5. The oligopoly is too big to re-rate on AI
Industrial gas is a global ~$120B revenue oligopoly with four players. Their combined market cap is ~$450B. For any one of them to double on AI, the AI-attributable earnings would need to grow by an amount comparable to the entire company. Even the most aggressive case — every new advanced fab in the world signing with one supplier — doesn't move the needle that much.
Contrast with NBIS or CRWV: small companies where AI is the entire business. A 5x is mathematically conceivable. For Linde to 5x, you'd need a different planet.
Is the market wrong?
Probably not. The market is correctly pricing these as steady-eddy compounders with semi exposure as a kicker, not as AI plays. The case for owning them is the same as it was in 2019: oligopoly, regulated-utility economics, dividend growth, 8-10% IRR over a cycle. That case doesn't need AI to work, and AI doesn't make it dramatically better.
What would change my mind
- Capacity contention: If TSMC and Samsung start bidding for specialty gas supply because the gas majors can't build plants fast enough, pricing power shifts. No sign of that today — gas capex tracks fab capex with predictable lead times.
- A 2x in electronics segment growth rate: Currently mid-single-digits in line with WFE. If it sustainably runs at 15-20% for 2+ years, the segment becomes large enough to move the parent multiple.

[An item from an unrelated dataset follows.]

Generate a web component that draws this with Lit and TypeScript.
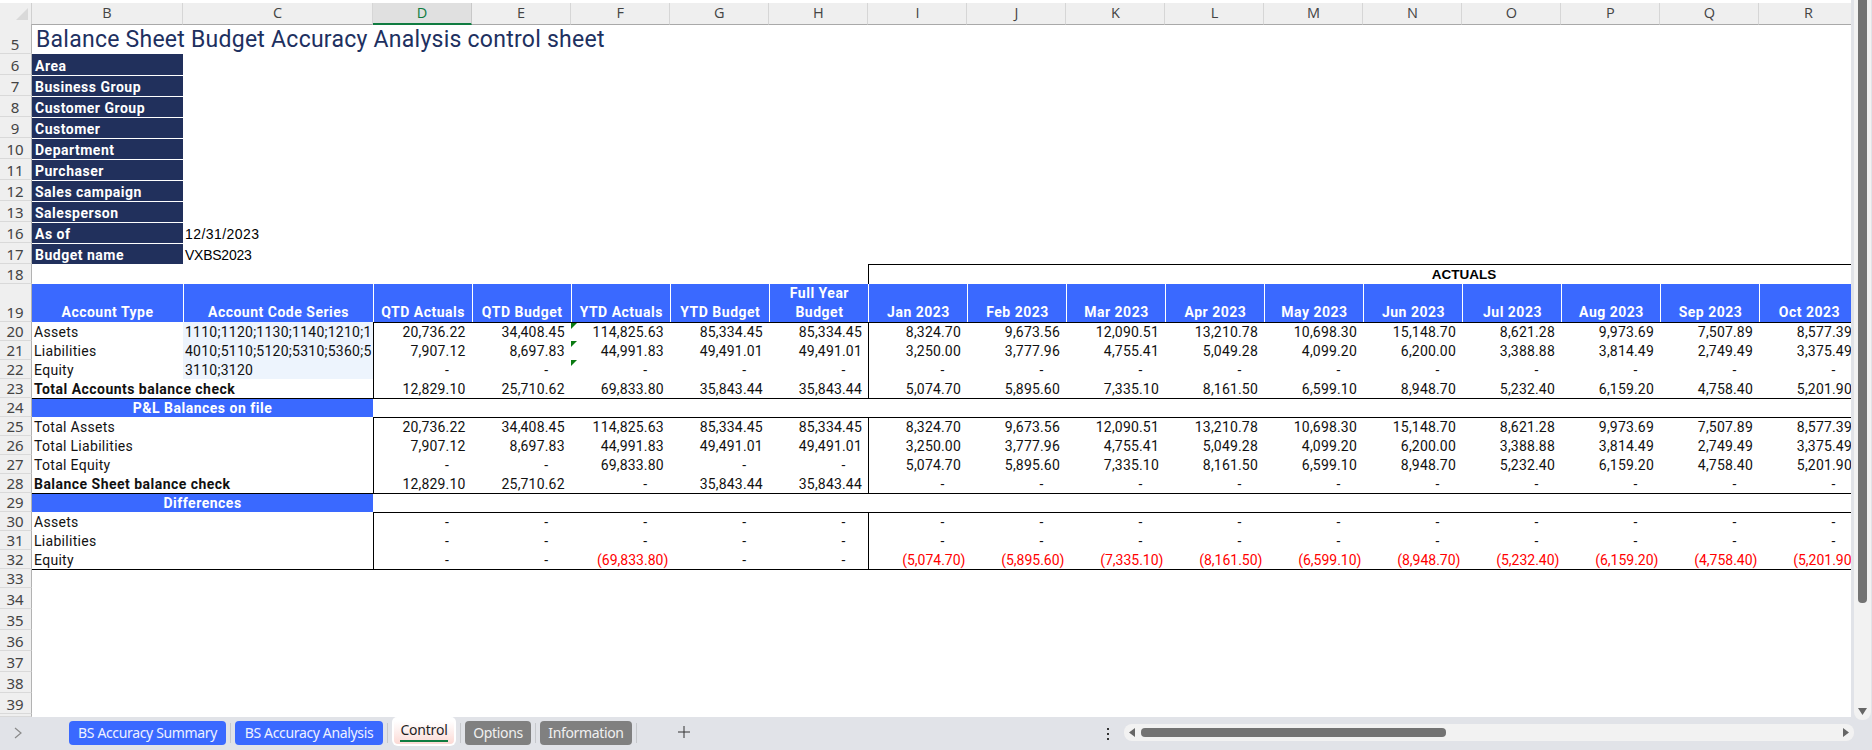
import { LitElement, html, css, nothing } from "lit";
import { customElement } from "lit/decorators.js";

const D = "-";
const assets = ["20,736.22","34,408.45","114,825.63","85,334.45","85,334.45","8,324.70","9,673.56","12,090.51","13,210.78","10,698.30","15,148.70","8,621.28","9,973.69","7,507.89","8,577.39"];
const liabs = ["7,907.12","8,697.83","44,991.83","49,491.01","49,491.01","3,250.00","3,777.96","4,755.41","5,049.28","4,099.20","6,200.00","3,388.88","3,814.49","2,749.49","3,375.49"];
const months = ["5,074.70","5,895.60","7,335.10","8,161.50","6,599.10","8,948.70","5,232.40","6,159.20","4,758.40","5,201.90"];
const dashes = (n: number) => Array(n).fill(D);
const negMonths = months.map((m) => `(${m})`);

type DataRow = { n: number; label: string; code?: string; vals: string[]; bold?: boolean; flags?: boolean; top?: boolean };
const block1: DataRow[] = [
  { n: 20, label: "Assets", code: "1110;1120;1130;1140;1210;1", vals: assets, flags: true, top: true },
  { n: 21, label: "Liabilities", code: "4010;5110;5120;5310;5360;5", vals: liabs, flags: true },
  { n: 22, label: "Equity", code: "3110;3120", vals: dashes(15), flags: true },
  { n: 23, label: "Total Accounts balance check", vals: ["12,829.10","25,710.62","69,833.80","35,843.44","35,843.44", ...months], bold: true },
];
const block2: DataRow[] = [
  { n: 25, label: "Total Assets", vals: assets, top: true },
  { n: 26, label: "Total Liabilities", vals: liabs },
  { n: 27, label: "Total Equity", vals: [D, D, "69,833.80", D, D, ...months] },
  { n: 28, label: "Balance Sheet balance check", vals: ["12,829.10","25,710.62",D,"35,843.44","35,843.44", ...dashes(10)], bold: true },
];
const block3: DataRow[] = [
  { n: 30, label: "Assets", vals: dashes(15), top: true },
  { n: 31, label: "Liabilities", vals: dashes(15) },
  { n: 32, label: "Equity", vals: [D, D, "(69,833.80)", D, D, ...negMonths] },
];
const letters = ["B","C","D","E","F","G","H","I","J","K","L","M","N","O","P","Q","R"];
const heads = ["Account Type","Account Code Series","QTD Actuals","QTD Budget","YTD Actuals","YTD Budget","FY","Jan 2023","Feb 2023","Mar 2023","Apr 2023","May 2023","Jun 2023","Jul 2023","Aug 2023","Sep 2023","Oct 2023"];
const navy: [number, string, string?, string?][] = [
  [6,"Area"],[7,"Business Group"],[8,"Customer Group"],[9,"Customer"],[10,"Department"],[11,"Purchaser"],[12,"Sales campaign"],[13,"Salesperson"],[16,"As of","12/31/2023","date"],[17,"Budget name","VXBS2023","bname"],
];

@customElement("app-root")
export class AppRoot extends LitElement {
  static styles = css`
    :host { display: block; width: 1872px; height: 750px; overflow: hidden; background: #e1e3e8; font-family: Roboto, "Liberation Sans", sans-serif; font-size: 14px; color: #111; }
    * { box-sizing: border-box; }
    .main { display: flex; height: 717px; }
    .sheet { width: 1851px; height: 717px; overflow: hidden; background: #fff; padding-top: 3px; flex: none; }
    .row { display: grid; grid-template-columns: 32px 151px 190px repeat(5, 99.1px) repeat(12, 99px); width: 2057px; }
    .h20 { height: 20px; } .h21 { height: 21px; } .h30 { height: 30px; } .h38 { height: 38px; } .h19 { height: 19px; } .h3 { height: 3px; }
    .rh { background: #efefef; border-right: 1px solid #b2b2b2; border-bottom: 1px solid #d9d9d9; font: 15px/18px "Noto Sans", "Open Sans", sans-serif; color: #444; display: flex; align-items: flex-end; justify-content: center; padding-right: 1px; }
    .colhead { height: 21px; }
    .corner { background: #efefef; border-right: 1px solid #d0d0d0; border-bottom: 1px solid #a9a9a9; display: flex; }
    .corner svg { width: 31px; height: 20px; display: block; }
    .ch { background: #efefef; border-right: 1px solid #d6d6d6; border-bottom: 1px solid #a9a9a9; font: 14.5px/20px "Open Sans", "Noto Sans", sans-serif; color: #444; text-align: center; }
    .ch.sel { background: #e0e0e0; color: #107c41; border-bottom: 2px solid #107c41; border-right-color: #c8c8c8; }
    .cell { display: flex; align-items: flex-end; line-height: 18px; white-space: nowrap; overflow: hidden; padding-left: 2px; min-width: 0; }
    .title { grid-column: 2 / -1; font-size: 23px; line-height: 29px; letter-spacing: 0.25px; color: #20305f; padding-left: 4px; overflow: visible; }
    .nv { background: #21305c; color: #fff; font-weight: 700; border-top: 1px solid #fff; letter-spacing: 0.5px; padding-left: 3px; }
    .nv.first { border-top: 0; }
    .plain { font-family: "Liberation Sans", Arial, sans-serif; color: #000; padding-left: 2px; grid-column: 3 / -1; }
    .date { letter-spacing: 0.44px; }
    .bname { letter-spacing: -0.25px; }
    .hd { background: #3a69ff; color: #fff; font-weight: 700; justify-content: center; text-align: center; white-space: normal; line-height: 19px; letter-spacing: 0.5px; border-left: 1px solid #fff; padding: 0; overflow: hidden; }
    .hd.first { border-left: 0; }
    .actuals { grid-column: 9 / span 12; border-left: 1px solid #000; border-top: 1px solid #000; justify-content: center; font-weight: 700; color: #000; font-family: "Liberation Sans", Arial, sans-serif; font-size: 13.5px; line-height: 19px; }
    .gap { grid-column: 2 / span 7; }
    .lbl { letter-spacing: 0.3px; }
    .code { background: #edf4fd; padding-left: 2px; font-size: 14px; letter-spacing: 0.25px; }
    .blank-code { background: #fff; }
    .lbl.wide { grid-column: 2 / span 2; font-weight: 700; letter-spacing: 0.47px; }
    .num { justify-content: flex-end; padding: 0 6.5px 0 0; color: #111; position: relative; letter-spacing: 0.18px; }
    .num.dash { padding-right: 23px; }
    .num.neg { color: #f00; padding-right: 2px; font-size: 14px; letter-spacing: 0; }
    .vl { border-left: 1px solid #000; }
    .tl { border-top: 1px solid #000; }
    .sec { grid-column: 2 / span 2; background: #3a69ff; color: #fff; font-weight: 700; justify-content: center; padding: 0; border-top: 1px solid #000; letter-spacing: 0.5px; }
    .secfill { grid-column: 4 / -1; border-top: 1px solid #000; }
    .full { grid-column: 2 / -1; }
    .flag { position: absolute; left: 0; top: 0; width: 6px; height: 6px; display: block; }
    .vtrack { position: relative; z-index: 1; margin-left: 3px; width: 17px; height: 720px; background: #f2f2f2; border-radius: 0 0 8px 8px; flex: none; padding-left: 4px; }
    .vthumb { width: 9px; height: 603px; background: #737373; border-radius: 0 0 4px 4px; }
    .varrow { position: absolute; left: 4px; top: 708px; width: 9px; height: 7px; display: block; }
    .bar { display: flex; align-items: flex-start; height: 33px; position: relative; }
    .chev { width: 10px; height: 12px; margin: 10px 0 0 13px; flex: none; }
    .tabs { display: flex; align-items: flex-start; margin-left: 46px; }
    .tab { height: 24px; margin-top: 4px; border-radius: 4px; color: #eef1ff; font: 14px/24px "Noto Sans", "Open Sans", sans-serif; letter-spacing: -0.35px; text-align: center; white-space: nowrap; flex: none; }
    .blue { background: #3a69ff; }
    .grey { background: #808080; color: #f0f0f0; }
    .t1 { width: 157px; } .t2 { width: 148px; } .t4 { width: 66px; } .t5 { width: 92px; }
    .sep { width: 1px; height: 20px; margin: 6px 4px 0 4px; background: #c6c8cc; flex: none; }
    .active { width: 64px; height: 29px; background: linear-gradient(#fff 0 15%, #fdeeec 55%, #fcd9d4); border: 2px solid #fff; border-top-width: 0; border-radius: 5px 5px 6px 6px; color: #1e1e1e; font: 14px/26px "Noto Sans", "Open Sans", sans-serif; letter-spacing: -0.2px; text-align: center; flex: none; position: relative; }
    .uline { position: absolute; left: 6px; right: 6px; top: 23px; height: 2px; background: #107c41; }
    .plus { width: 12px; height: 12px; margin: 9px 0 0 37px; flex: none; }
    .right { margin-left: auto; display: flex; align-items: flex-start; padding-right: 18px; }
    .dots { width: 3px; height: 12px; margin: 11px 14px 0 0; display: block; flex: none; }
    .htrack { width: 730px; height: 17px; margin-top: 7px; background: #f2f2f2; border-radius: 8px; display: flex; align-items: center; padding: 0 5px; }
    .harrow { width: 6px; height: 9px; display: block; flex: none; }
    .hthumb { width: 305px; height: 9px; background: #737373; border-radius: 4px; margin-left: 6px; }
    .harrow.r { margin-left: auto; }
  `;

  private num(v: string, i: number, top: boolean, flag: boolean) {
    const kind = v === D ? "dash" : v.startsWith("(") ? "neg" : "";
    const vl = i === 0 || i === 5 ? "vl" : "";
    return html`<div class="cell num ${kind} ${vl} ${top ? "tl" : ""}">${v}${flag && i === 2
      ? html`<svg class="flag" viewBox="0 0 6 6"><path d="M0 0H6L0 6Z" fill="#0b7a12"/></svg>`
      : nothing}</div>`;
  }

  private dataRow(r: DataRow) {
    return html`<div class="row h19">
      <div class="rh">${r.n}</div>
      ${r.bold
        ? html`<div class="cell lbl wide">${r.label}</div>`
        : html`<div class="cell lbl">${r.label}</div><div class="cell ${r.code ? "code" : "blank-code"}">${r.code ?? ""}</div>`}
      ${r.vals.map((v, i) => this.num(v, i, !!r.top, !!r.flags))}
    </div>`;
  }

  private section(n: number, label: string) {
    return html`<div class="row h19"><div class="rh">${n}</div><div class="cell sec">${label}</div><div class="secfill"></div></div>`;
  }

  render() {
    return html`
      <div class="main">
        <div class="sheet">
          <div class="row colhead">
            <div class="corner"><svg viewBox="0 0 31 20"><path d="M28 5V17H16Z" fill="#d9d9d9"/></svg></div>
            ${letters.map((l) => html`<div class="ch ${l === "D" ? "sel" : ""}">${l}</div>`)}
          </div>
          <div class="row h30"><div class="rh">5</div><div class="cell title">Balance Sheet Budget Accuracy Analysis control sheet</div></div>
          ${navy.map(([n, label, val, cls], i) => html`<div class="row h21">
            <div class="rh">${n}</div>
            <div class="cell nv ${i === 0 ? "first" : ""}">${label}</div>
            ${val ? html`<div class="cell plain ${cls}">${val}</div>` : nothing}
          </div>`)}
          <div class="row h20"><div class="rh">18</div><div class="gap"></div><div class="cell actuals">ACTUALS</div></div>
          <div class="row h38">
            <div class="rh">19</div>
            ${heads.map((h, i) => html`<div class="cell hd ${i === 0 ? "first" : ""}">${h === "FY" ? html`<span>Full Year<br />Budget</span>` : html`<span>${h}</span>`}</div>`)}
          </div>
          ${block1.map((r) => this.dataRow(r))}
          ${this.section(24, "P&L Balances on file")}
          ${block2.map((r) => this.dataRow(r))}
          ${this.section(29, "Differences")}
          ${block3.map((r) => this.dataRow(r))}
          <div class="row h19"><div class="rh">33</div><div class="full tl"></div></div>
          ${[34, 35, 36, 37, 38, 39].map((n) => html`<div class="row h21"><div class="rh">${n}</div></div>`)}
          <div class="row h3"><div class="rh"></div></div>
        </div>
        <div class="vtrack">
          <div class="vthumb"></div>
          <svg class="varrow" viewBox="0 0 9 7"><path d="M0 0H9L4.5 7Z" fill="#666"/></svg>
        </div>
      </div>
      <div class="bar">
        <svg class="chev" viewBox="0 0 10 12"><path d="M2 1L8 6L2 11" fill="none" stroke="#8a8a8a" stroke-width="1.2"/></svg>
        <div class="tabs">
          <div class="tab blue t1">BS Accuracy Summary</div><div class="sep"></div>
          <div class="tab blue t2">BS Accuracy Analysis</div><div class="sep"></div>
          <div class="active">Control<div class="uline"></div></div><div class="sep"></div>
          <div class="tab grey t4">Options</div><div class="sep"></div>
          <div class="tab grey t5">Information</div><div class="sep"></div>
          <svg class="plus" viewBox="0 0 12 12"><path d="M6 0V12M0 6H12" stroke="#333" stroke-width="1"/></svg>
        </div>
        <div class="right">
          <svg class="dots" viewBox="0 0 3 12"><path d="M0 0H2V2H0ZM0 5H2V7H0ZM0 10H2V12H0Z" fill="#333"/></svg>
          <div class="htrack">
            <svg class="harrow" viewBox="0 0 6 9"><path d="M6 0V9L0 4.5Z" fill="#666"/></svg>
            <div class="hthumb"></div>
            <svg class="harrow r" viewBox="0 0 6 9"><path d="M0 0V9L6 4.5Z" fill="#666"/></svg>
          </div>
        </div>
      </div>
    `;
  }
}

- A pure-play spinout: If one of the majors carves out its electronics business as a standalone listed entity, the market would value it like an AI infra name rather than burying it inside a hydrogen-and-steel company. No one is doing this yet.
Verdict: Pass (for now)
The flat price is rational. These are good businesses being correctly priced as good businesses. They are not hidden AI plays — they're industrial conglomerates with a small, high-quality semi segment. There's no asymmetric setup here today: floor is solid (utility-like cash flows), but ceiling is also low (oligopoly is too big, contracts are too rigid).
The interesting question is not "why didn't they go up" — it's "what would have to happen for an AI-driven re-rating?" The answer is a structural change in either capacity tightness or business structure (spinout). Worth a tickle if APD's new management surprises with an electronics-focused strategy, or if any of them spins out the semi segment. Until then, the watch is passive.